Civil War buffs and supporters of the city’s Grand Army of the Republic Hall at 58 Andrew St. came together Monday night to rededicate the building, which is also on the National Register of Historic Places.

“For Civil War buffs the post is one of the most impressive around,” said Dexter Bishop, a volunteer with the GAR for the past 25-30 years, adding there are 1,243 members of the post, mostly from Lynn.

Mayor Thomas McGee led the ceremony with a speech as the orator.
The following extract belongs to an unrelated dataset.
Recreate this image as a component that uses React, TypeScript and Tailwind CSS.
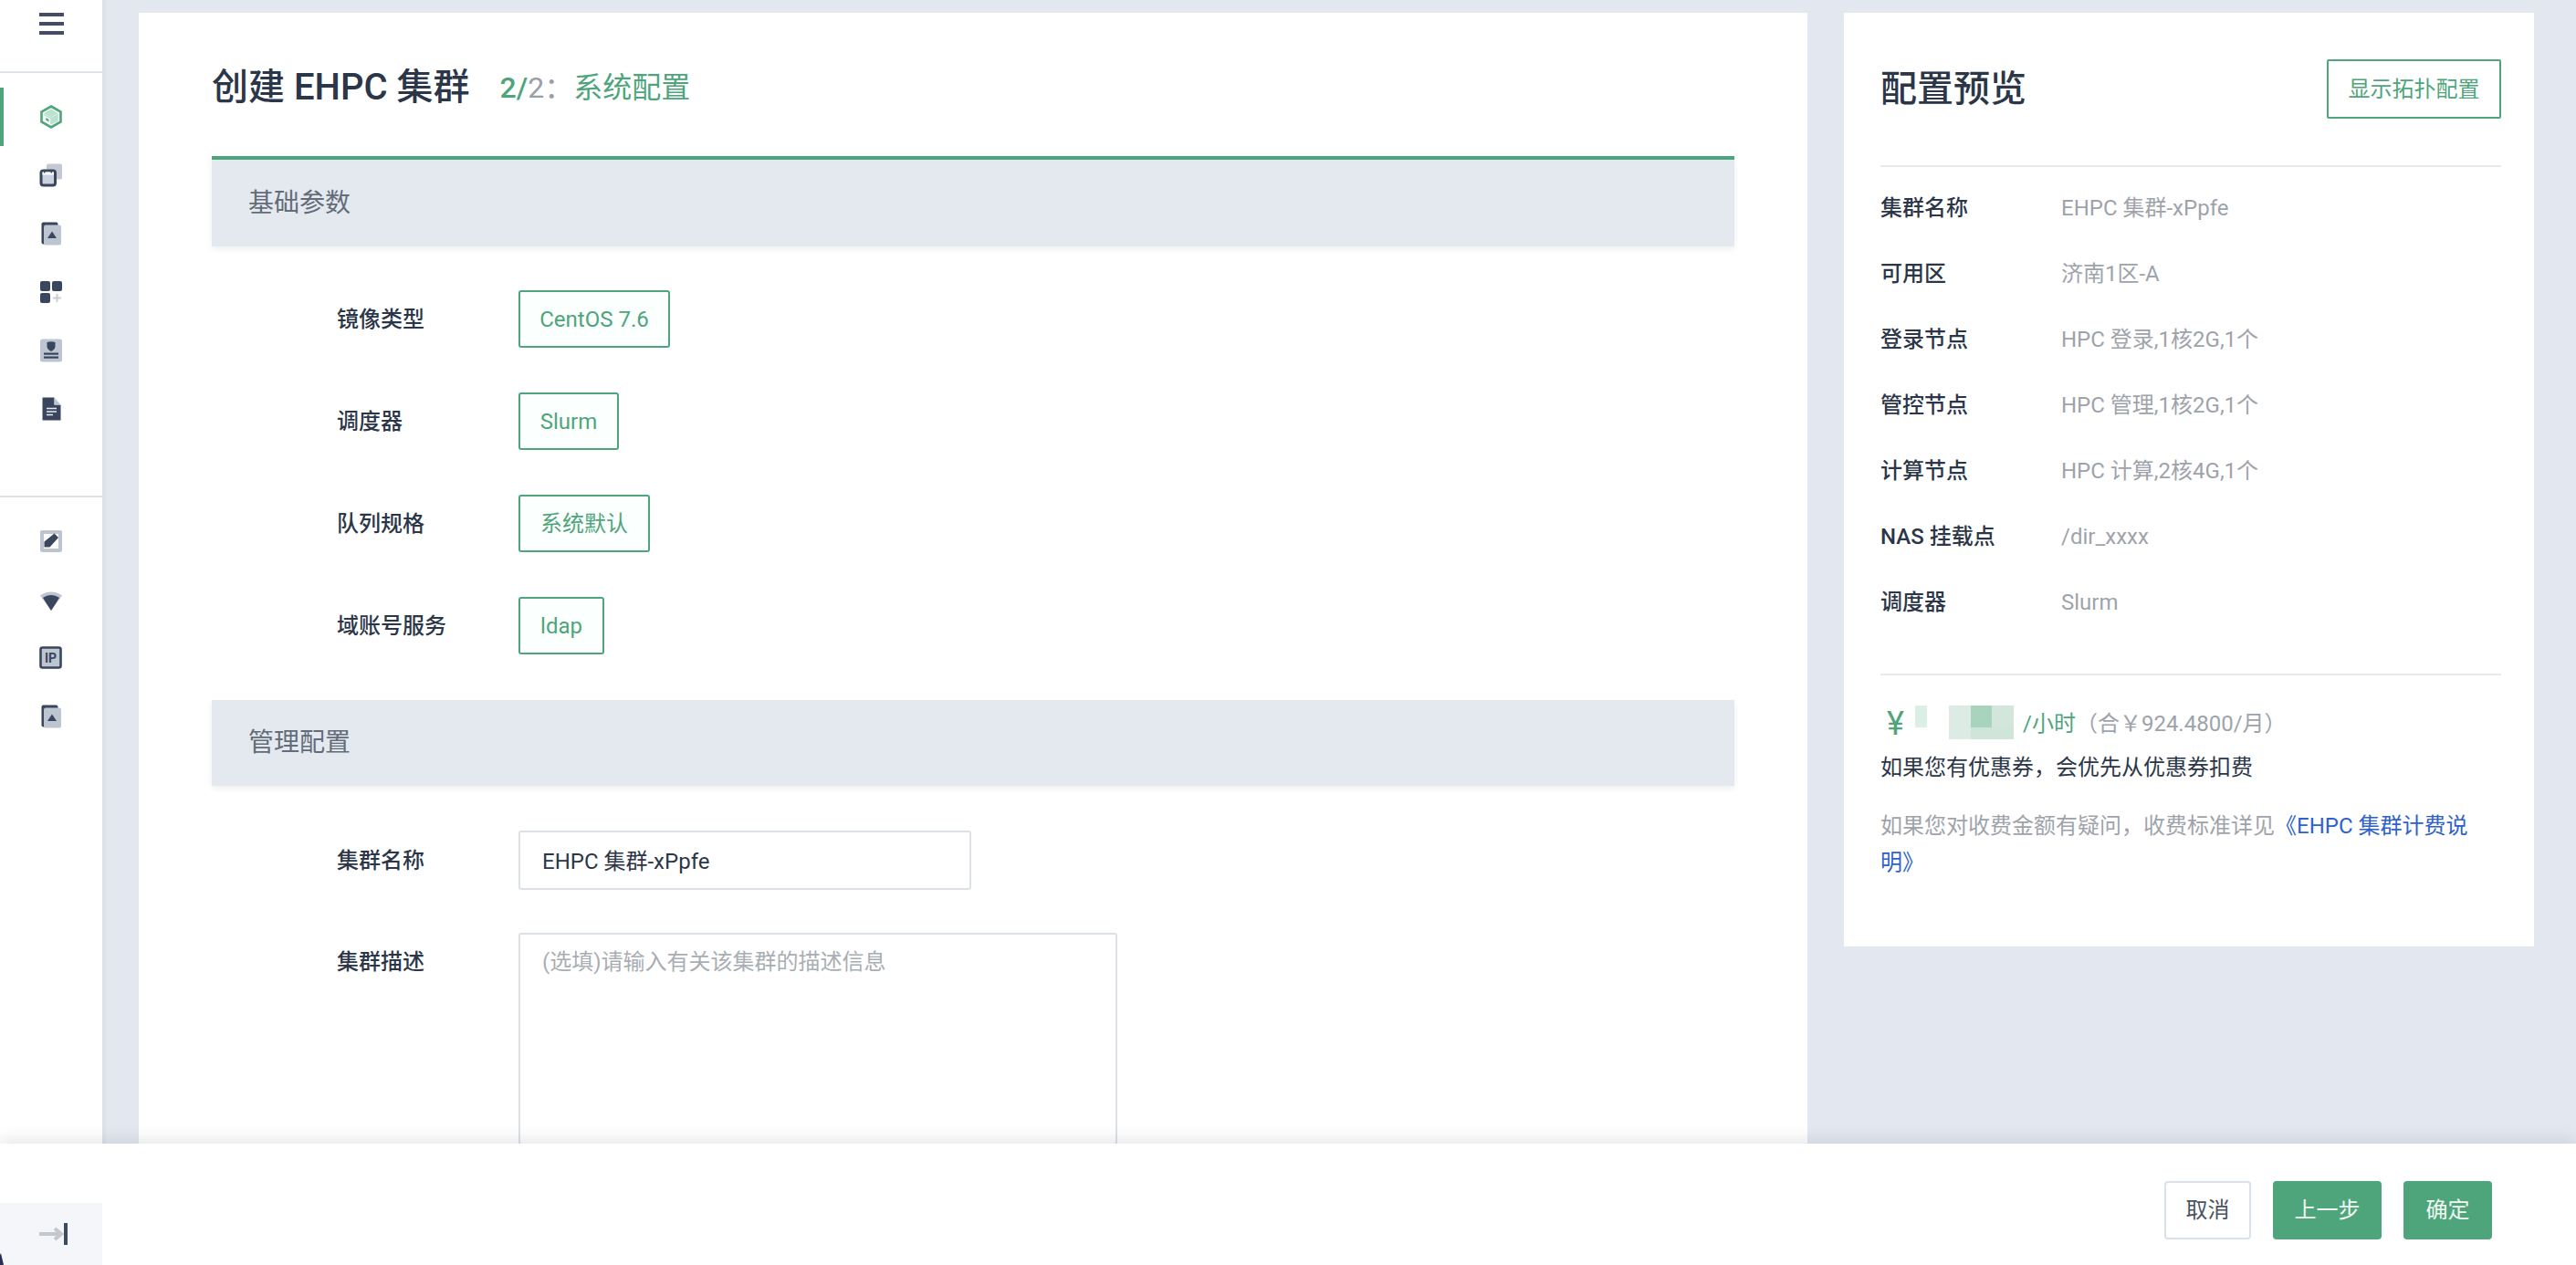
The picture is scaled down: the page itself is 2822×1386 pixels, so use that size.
import type { ReactNode } from 'react'

const DARK = '#39465e'
const LIGHT = '#bcc5d0'
const GREEN = '#4fa57b'

function Icon({ children }: { children: ReactNode }) {
  return (
    <svg width="26" height="26" viewBox="0 0 26 26" fill="none">
      {children}
    </svg>
  )
}

const HexIcon = () => (
  <Icon>
    <path d="M13 1.500 23.500 7.500v11L13 24.500 2.500 18.500v-11z" fill="#fff" stroke={GREEN} strokeWidth="2.600" />
    <path d="M13 4.500 20.800 9v8.500L13 21.800 5.200 17.500V9z" fill="#b9e3cf" />
    <path d="M5.200 11.500l7 3.500v6.500l-7-4z" fill="#fff" />
    <path d="M7.200 14l3.300 1.700v2.800L7.200 16.600z" fill={GREEN} />
    <path d="M5.200 9.500l8 4 7.600-4.500" stroke="#d6efe3" strokeWidth="1" />
  </Icon>
)

const CalendarIcon = () => (
  <Icon>
    <rect x="8" y="0.500" width="17" height="17" rx="2" fill="#c3c8d2" />
    <rect x="2" y="8" width="15.500" height="16" rx="2.500" fill="#c9d2de" stroke={DARK} strokeWidth="3" />
    <rect x="3.500" y="9.500" width="12.500" height="3" fill="#fff" />
    <rect x="5" y="7.500" width="1.500" height="3" fill={DARK} />
    <rect x="12.500" y="7.500" width="1.500" height="3" fill={DARK} />
  </Icon>
)

const ImageIcon = () => (
  <Icon>
    <rect x="2.500" y="0.500" width="18" height="24" rx="2" fill={DARK} />
    <rect x="5" y="3.500" width="19" height="22" rx="2" fill={LIGHT} />
    <path d="M14 10.500 19 18H9z" fill={DARK} />
  </Icon>
)

const GridPlusIcon = () => (
  <Icon>
    <rect x="1" y="1" width="11" height="11" rx="2" fill={DARK} />
    <rect x="14" y="1" width="11" height="11" rx="2" fill={DARK} />
    <rect x="1" y="14" width="11" height="11" rx="2" fill={DARK} />
    <path d="M19.500 15v9M15 19.500h9" stroke="#c9ced6" strokeWidth="2" />
  </Icon>
)

const ShieldCardIcon = () => (
  <Icon>
    <rect x="1" y="0.500" width="24" height="25" rx="2.500" fill={LIGHT} />
    <path d="M8.500 4c3-1 6-1 9 0v4.500c0 2.600-2 4.400-4.500 5.500-2.500-1.100-4.500-2.900-4.500-5.500z" fill={DARK} />
    <rect x="5" y="15.500" width="16" height="2.200" fill={DARK} />
    <rect x="5" y="19.500" width="16" height="2.200" fill={DARK} />
  </Icon>
)

const DocIcon = () => (
  <Icon>
    <path d="M3.500 0.500h13v8h7v17h-20z" fill={DARK} />
    <path d="M16.500 0.500l7 8h-7z" fill={LIGHT} />
    <path d="M8 12.500h11M8 16h11M8 19.500h7" stroke="#e8ecf1" strokeWidth="1.500" />
  </Icon>
)

const PencilIcon = () => (
  <Icon>
    <rect x="1" y="1" width="24" height="24" rx="2" fill={LIGHT} />
    <rect x="5" y="5" width="16" height="16" fill="#fff" />
    <path d="M16.500 4.500 21 9l-9.500 10.500H5.500v-6z" fill={DARK} />
  </Icon>
)

const WifiIcon = () => (
  <Icon>
    <path d="M1 8.500C8 3 18 3 25 8.500L13 25z" fill={LIGHT} />
    <path d="M4 11C9.500 7 16.500 7 22 11L13 25z" fill={DARK} />
  </Icon>
)

const IpIcon = () => (
  <Icon>
    <rect x="1.500" y="1.500" width="22" height="22" rx="2" fill={LIGHT} stroke={DARK} strokeWidth="2.600" />
    <text x="12.500" y="18" textAnchor="middle" fontSize="14" fontWeight="700" fill={DARK} fontFamily="Roboto, sans-serif">
      IP
    </text>
  </Icon>
)

const topNav = [HexIcon, CalendarIcon, ImageIcon, GridPlusIcon, ShieldCardIcon, DocIcon]
const bottomNav = [PencilIcon, WifiIcon, IpIcon, ImageIcon]

const summary = [
  ['集群名称', 'EHPC 集群-xPpfe'],
  ['可用区', '济南1区-A'],
  ['登录节点', 'HPC 登录,1核2G,1个'],
  ['管控节点', 'HPC 管理,1核2G,1个'],
  ['计算节点', 'HPC 计算,2核4G,1个'],
  ['NAS 挂载点', '/dir_xxxx'],
  ['调度器', 'Slurm'],
]

const options = [
  ['镜像类型', 'CentOS 7.6', 'w-[166px]'],
  ['调度器', 'Slurm', 'w-[110px]'],
  ['队列规格', '系统默认', 'w-[144px]'],
  ['域账号服务', 'ldap', 'w-[94px]'],
]

function Section({ title, accent }: { title: string; accent?: boolean }) {
  return (
    <div
      className={`flex items-center pl-10 bg-[#e4e9ef] text-[28px] text-[#636c79] shadow-[0_3px_6px_rgba(40,50,70,0.08)] ${
        accent ? 'h-[99px] border-t-[4px] border-[#4fa57b]' : 'h-[94px]'
      }`}
    >
      {title}
    </div>
  )
}

function Sidebar() {
  return (
    <aside className="w-[112px] shrink-0 h-full bg-white border-r-[4px] border-[#dde2e8] box-content -mr-[4px] z-10 flex flex-col">
      <div className="h-[80px] border-b-[2px] border-[#dde1e8] flex justify-center pt-[14px]">
        <div className="w-[27px] flex flex-col gap-[6px]">
          <div className="h-[4px] bg-[#444e60]" />
          <div className="h-[4px] bg-[#444e60]" />
          <div className="h-[4px] bg-[#444e60]" />
        </div>
      </div>
      <nav className="pt-[16px] h-[465px] border-b-[2px] border-[#dde1e8]">
        {topNav.map((Item, i) => (
          <div key={i} className={`h-[64px] flex items-center justify-center ${i === 0 ? 'border-l-[4px] border-[#4fa57b] pr-[4px]' : ''}`}>
            <Item />
          </div>
        ))}
      </nav>
      <nav className="pt-[16px]">
        {bottomNav.map((Item, i) => (
          <div key={i} className="h-[64px] flex items-center justify-center">
            <Item />
          </div>
        ))}
      </nav>
    </aside>
  )
}

function Price() {
  return (
    <div className="relative flex items-center h-[40px] text-[24px] leading-[40px]">
      <span className="w-[156px] pl-[7px] text-[#4fa57b] text-[36px] leading-none">¥</span>
      <span className="text-[#4fa57b]">/小时</span>
      <span className="text-[#9ea3ab]">（合￥924.4800/月）</span>
      {/* mosaic over the hidden amount */}
      <div className="absolute left-[38px] top-0 w-[13px] h-[24px] bg-[#dcefe6]" />
      <div className="absolute left-[75px] top-0 w-[71px] h-[37px] grid grid-cols-3 grid-rows-[24px_13px]">
        <div className="bg-[#dcece4]" />
        <div className="bg-[#a8d3bd]" />
        <div className="bg-[#d3e6dc]" />
        <div className="bg-[#dcece4]" />
        <div className="bg-[#cfe5d9]" />
        <div className="bg-[#cfe5d9]" />
      </div>
    </div>
  )
}

export default function App() {
  return (
    <div
      className="relative h-screen w-full overflow-hidden flex bg-[#e3e8f0] text-[#2b3648]"
      style={{ fontFamily: 'Roboto, "Noto Sans CJK SC", sans-serif' }}
    >
      <Sidebar />

      <main className="flex-1 flex gap-10 pl-10 pt-[14px] items-start">
        <section className="w-[1828px] h-[1400px] bg-white px-20 shrink-0">
          <div className="h-[157px] flex items-center pt-[7px]">
            <h1 className="text-[40px] font-medium text-[#2b3648] mr-[33px]">创建 EHPC 集群</h1>
            <div className="text-[32px] text-[#4fa57b]">
              <span className="font-medium">2/</span>
              <span className="text-[#9a9ea8]">2：</span>系统配置
            </div>
          </div>

          <Section title="基础参数" accent />

          <div className="pt-[48px] h-[497px] flex flex-col gap-[49px]">
            {options.map(([label, value, width]) => (
              <div key={label} className="flex items-center h-[63px]">
                <div className="w-[336px] pl-[137px] text-[24px] font-medium">{label}</div>
                <div className={`${width} h-[63px] flex items-center justify-center border-2 border-[#4fa57b] rounded-[3px] bg-[#fbfffd] text-[24px] text-[#4fa57b]`}>
                  {value}
                </div>
              </div>
            ))}
          </div>

          <Section title="管理配置" />

          <div className="pt-[49px]">
            <div className="flex items-center h-[65px]">
              <div className="w-[336px] pl-[137px] text-[24px] font-medium">集群名称</div>
              <input
                readOnly
                value="EHPC 集群-xPpfe"
                className="w-[496px] h-[65px] px-6 pb-[2px] text-[24px] text-[#2b3648] border-2 border-[#dce1e7] rounded-[3px] outline-none"
              />
            </div>
            <div className="flex items-start mt-[47px]">
              <div className="w-[336px] pl-[137px] text-[24px] font-medium pt-[14px]">集群描述</div>
              <div className="w-[656px] h-[320px] px-6 pt-[12px] text-[24px] text-[#a9adb4] border-2 border-[#dce1e7] rounded-[3px]">
                (选填)请输入有关该集群的描述信息
              </div>
            </div>
          </div>
        </section>

        <section className="w-[756px] h-[1023px] bg-white pl-10 pr-[36px] shrink-0">
          <div className="h-[169px] flex items-center justify-between border-b-2 border-[#e6e9ee]">
            <h2 className="text-[40px] font-medium">配置预览</h2>
            <button className="w-[191px] h-[65px] border-2 border-[#4fa57b] rounded-[2px] text-[24px] text-[#4fa57b]">显示拓扑配置</button>
          </div>

          <dl className="pt-[9px] h-[557px] border-b-2 border-[#e6e9ee]">
            {summary.map(([k, v]) => (
              <div key={k} className="flex items-center h-[72px] text-[24px]">
                <dt className="w-[198px] font-medium">{k}</dt>
                <dd className="text-[#9ea3ab]">{v}</dd>
              </div>
            ))}
          </dl>

          <div className="pt-[33px]">
            <Price />
            <p className="mt-[8px] text-[24px] leading-[40px]">如果您有优惠券，会优先从优惠券扣费</p>
            <p className="mt-[24px] pr-[4px] text-[24px] leading-[40px] text-[#9ea3ab]">
              如果您对收费金额有疑问，收费标准详见
              <a className="text-[#2f62c9]">《EHPC 集群计费说明》</a>
            </p>
          </div>
        </section>
      </main>

      <footer className="absolute left-0 right-0 bottom-0 z-20 h-[133px] bg-white shadow-[0_-6px_14px_rgba(40,50,70,0.1)] flex items-center justify-end gap-[24px] pr-[92px] pt-[13px]">
        <div className="absolute left-0 bottom-0 w-[112px] h-[68px] bg-[#f4f6fa] flex items-center justify-center pl-[6px]">
          <svg width="34" height="26" viewBox="0 0 34 26" fill="none">
            <path d="M1 13h24M18 7l7 6-7 6" stroke="#c3c8cd" strokeWidth="4" />
            <rect x="28" y="1" width="4" height="24" fill="#3d4b5c" />
          </svg>
          <svg className="absolute left-0 bottom-0" width="4" height="13" viewBox="0 0 4 13">
            <path d="M0 13V2l1 -2 3 13z" fill="#2a2f55" />
          </svg>
        </div>
        <button className="w-[95px] h-[64px] border-2 border-[#dbe1e8] rounded-[4px] bg-white text-[24px] text-[#4a5364]">取消</button>
        <button className="w-[119px] h-[64px] rounded-[4px] bg-[#4fa57b] text-[24px] text-[#f1f8f4]">上一步</button>
        <button className="w-[97px] h-[64px] rounded-[4px] bg-[#4fa57b] text-[24px] text-[#f1f8f4]">确定</button>
      </footer>
    </div>
  )
}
A vacant chair ceremony was also held in remembrance of those who died in the Civil War.

Also known as the Frederick W. Lander Post No. 5 (one of 210 GAR posts in Massachusetts), the hall was built in 1885 by members of the Grand Army of the Republic, to be used as a meeting hall and a memorial to the Union Army veterans of the Civil War.

The Main Hall on the third floor of the building, which is also a museum, is 56 feet by 46 feet filled with original furnishing and hundreds of photographs of local Civil War veterans.

Originally, funds for the building were raised by local Civil War veterans for what was then the largest GAR Post in the country.

Right now the building is in some serious need of work and the Friends of the GAR are trying to raise a portion of the $3.5 million needed to fix the building, which is owned by the city. The staging currently outside the building is for safety reasons.